Saturday, February 11, 2012

Rights and Governments

It has long been said that the Constitution does not grant your rights; even the enumerated ones. It doesn’t even give us a guarantee that they will protect our rights from anybody else who might want to deprive us of them. It only says that the Federal government is not allowed to interfere with them themselves and defending our rights beyond that is pretty much up to us. In seeing this point I look at Jefferson, a man among many who distrusted government, stating in the Declaration of Independence that the purpose of government is to defend our most sacred rights. I suppose that while that's true I kind of have to wonder who is supposed to guard the government while they guard our rights?

In modern politics the mistake a lot of people make is the thought that if something, like food or healthcare or housing, is called a right, it obligates the government and taxpayers to pay for it. So you get these odd statements like "You have no right to food!" This is an actual quote of a politician. The apparent solution to this is to say a bunch of things are not rights, which are necessary components to life, without which you would die and your right to life would thus be denied. The proper statement to make would be; “Of course you have the right to food! You just don’t have the right to take money from other people using the force of law to pay for it.” So, if you continue to tell people what their rights are and are not, particularly those critical to the sustenance of their lives, you can expect to lose a lot of elections.

The other side of this coin is the more proper consideration that everything you can think to do under the sun that causes no harm to anybody else is a right. It’s called freedom. The big problem with this in the definitions used in modern politics is that by calling everything a right and making the government provide all of that to you, is catastrophically expensive to everyone paying the bill. Even worse than that though, the government is then free to regulate all of your human rights, which in turn makes them not your rights.

Life is a horrible prospect when you are totally dependent on others to sustain it because you become beholden to them to return the favor. This is the illusion of freedom but is really just another form of tyranny. They have made the assumption that just because you call it a right, the government and taxpayers are obligated to foot the bill, which is clearly no more true on the left than it was on the right. In other words, just because I have the right to listen to Led Zeppelin in my pursuit of happiness does not mean the government should be on the hook for a copy of Physical Graffiti and an MP3 player.

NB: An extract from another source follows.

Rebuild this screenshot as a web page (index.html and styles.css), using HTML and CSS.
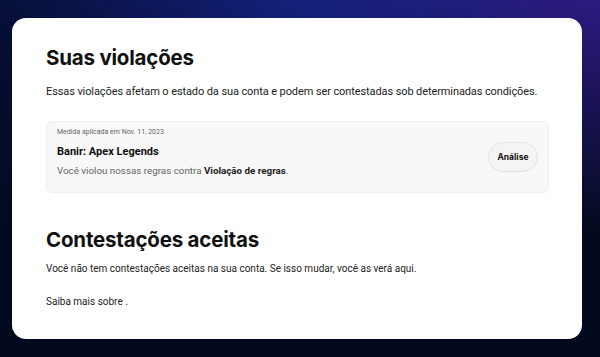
FILE: index.html
```html
<!DOCTYPE html>
<html lang="pt-BR">
<head>
  <meta charset="UTF-8" />
  <meta name="viewport" content="width=device-width, initial-scale=1.0"/>
  <title>Violações</title>
  <link rel="stylesheet" href="styles.css">
</head>
<body>
  <div class="card">
    <h2>Suas violações</h2>
    <p class="intro">Essas violações afetam o estado da sua conta e podem ser contestadas sob determinadas condições.</p>

    <div class="violation">
      <div class="info">
        <span class="date">Medida aplicada em Nov. 11, 2023</span>
        <h3>Banir: Apex Legends</h3>
        <p>Você violou nossas regras contra <b>Violação de regras</b>.</p>
      </div>
      <button type="button">Análise</button>
    </div>

    <h2 class="second">Contestações aceitas</h2>
    <p class="note">Você não tem contestações aceitas na sua conta. Se isso mudar, você as verá aqui.</p>
    <p class="more">Saiba mais sobre .</p>
  </div>
</body>
</html>
```

FILE: styles.css
```css
html, body {
  height: 100%;
}
body {
  margin: 0;
  font-family: Roboto, "Noto Sans", sans-serif;
  color: #111;
  background:
    linear-gradient(180deg, rgba(4,10,30,0) 0%, #040a1e 65%),
    linear-gradient(90deg, #060f38 0%, #13217d 50%, #2c1a80 100%);
  overflow: hidden;
}
.card {
  margin: 18px 18px 0 12px;
  height: 321px;
  box-sizing: border-box;
  background: white;
  border-radius: 14px;
  padding: 28px 33px 0 34px;
}
h2 {
  font-family: Inter, sans-serif;
  font-size: 20.5px;
  font-weight: 700;
  letter-spacing: -0.2px;
  margin: 0;
  line-height: 24px;
}
h2.second {
  margin-top: 35px;
}
.intro {
  font-size: 11px;
  letter-spacing: -0.1px;
  line-height: 16px;
  white-space: nowrap;
  margin: 14px 0 0;
  color: #222;
}
.violation {
  margin-top: 21px;
  height: 72px;
  box-sizing: border-box;
  background: #f8f8f8;
  border: 1px solid #eee;
  border-radius: 6px;
  padding: 0 10px;
  display: flex;
  align-items: center;
  justify-content: space-between;
}
.info {
  align-self: flex-start;
  padding-top: 5px;
}
.date {
  display: block;
  font-size: 7px;
  line-height: 10px;
  color: #666;
}
h3 {
  font-size: 11px;
  line-height: 14px;
  margin: 8px 0 0;
}
.info p {
  margin: 5px 0 0;
  font-size: 9.8px;
  line-height: 14px;
  color: #666;
}
.info p b {
  color: #222;
}
button {
  font-family: Inter, sans-serif;
  font-size: 8.5px;
  font-weight: 700;
  color: #111;
  background: #f4f4f4;
  border: 1px solid #e2e2e2;
  border-radius: 16px;
  width: 50px;
  height: 30px;
  padding: 0;
}
.note {
  font-size: 10px;
  line-height: 14px;
  margin: 10px 0 0;
  color: #222;
}
.more {
  font-size: 10px;
  line-height: 14px;
  margin: 19px 0 0;
  color: #222;
}
```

So it seems to me the flaw on both sides is the acceptance of the premise that the government is somehow fiscally responsible for our rights. The responsibility for the payment of all expenses incurred by the exercise of your rights has to be delivered by nobody but you! To believe someone else has to pay for your rights takes the concept of God given rights away from you and subjugates it to the almighty yet increasingly scarce taxpayer dollar distributed by the almighty government.

This misconception I think, traces back to the consideration espoused by Jefferson that governments are instituted among men to secure our rights. It is true, however I invite your to take a look around the modern world and you will see all the evidence of what clever propagandists can do with the wisdom of such a statement twisted out of context. To secure them, yes. To pay for them at the expense of someone else? No.

There is a quote that might be mistakenly attributed to George Washington in fairly broad circulation these days. Regardless of if Washington originally said it or not, it is still true that, "Government is not reason, nor eloquence; it is force. And like fire, it is a dangerous servant and a fearsome master." Yet to this day subsequent politicians absolutely insist this dangerous force be put in charge of providing our rights, with the taxpayers left to foot the bill for every single thing under the sun which you have a right to do under the pursuit of happiness and right to life. I can’t think of anything more shortsighted and outright stupid than to do such a thing. Nor can I think of a way to more quickly hand over your rights to a tyrant.

Even as postulated, under our Constitution we've had violations of human rights in this country up to and including genocide. This is not a, "blame America, bash America," argument in any way. Nor is it a statement that I could have done any better. Nor is it an endorsement of any other system. Nor is it a statement that Jefferson was in any way insincere. On the contrary he was a rather brilliant man. Giving him the further benefit of the doubt, with his education under consideration, he likely got the idea from another statesman from hundreds or even thousands of years before him. Still his sentence in the Declaration is where it begins to pertain to American politics.

His statement was not intended to be a declaration of rights. It was intended to lay the framework of a Declaration of Independence from a tyrant. The only people that it was legally binding on were the King and the colonists of 1776. However all too often people use it as a declaration of rights for the modern day American with the resulting placement of those rights in the hands of less than worthy men and women. The subsequent result is a tens of  trillions of dollars of debt, and the potential total loss of our rights to control the health of our very own bodies, through the force and fire of government intervening where it clearly doesn’t belong. Along with a government who couldn't recognize your rights if they were bitten in the ass by them; let alone respect or protect them.

That the government has the power to secure your rights, outside of the context within the Declaration of Independence casting off a tyrant, is a false and cleverly deceptive idea which makes good fodder for propaganda directed towards the eventual and subtle loss of your freedom. Your rights stand alone and exist only between you and your maker. Only you and that singular being in the universe whom you conceive to be your maker have any business in them. The government has no legitimate authority, force, function or business being involved with them. That is freedom.

Your rights exist with or without the government. They also exist with or without Mister Jefferson’s permission or support.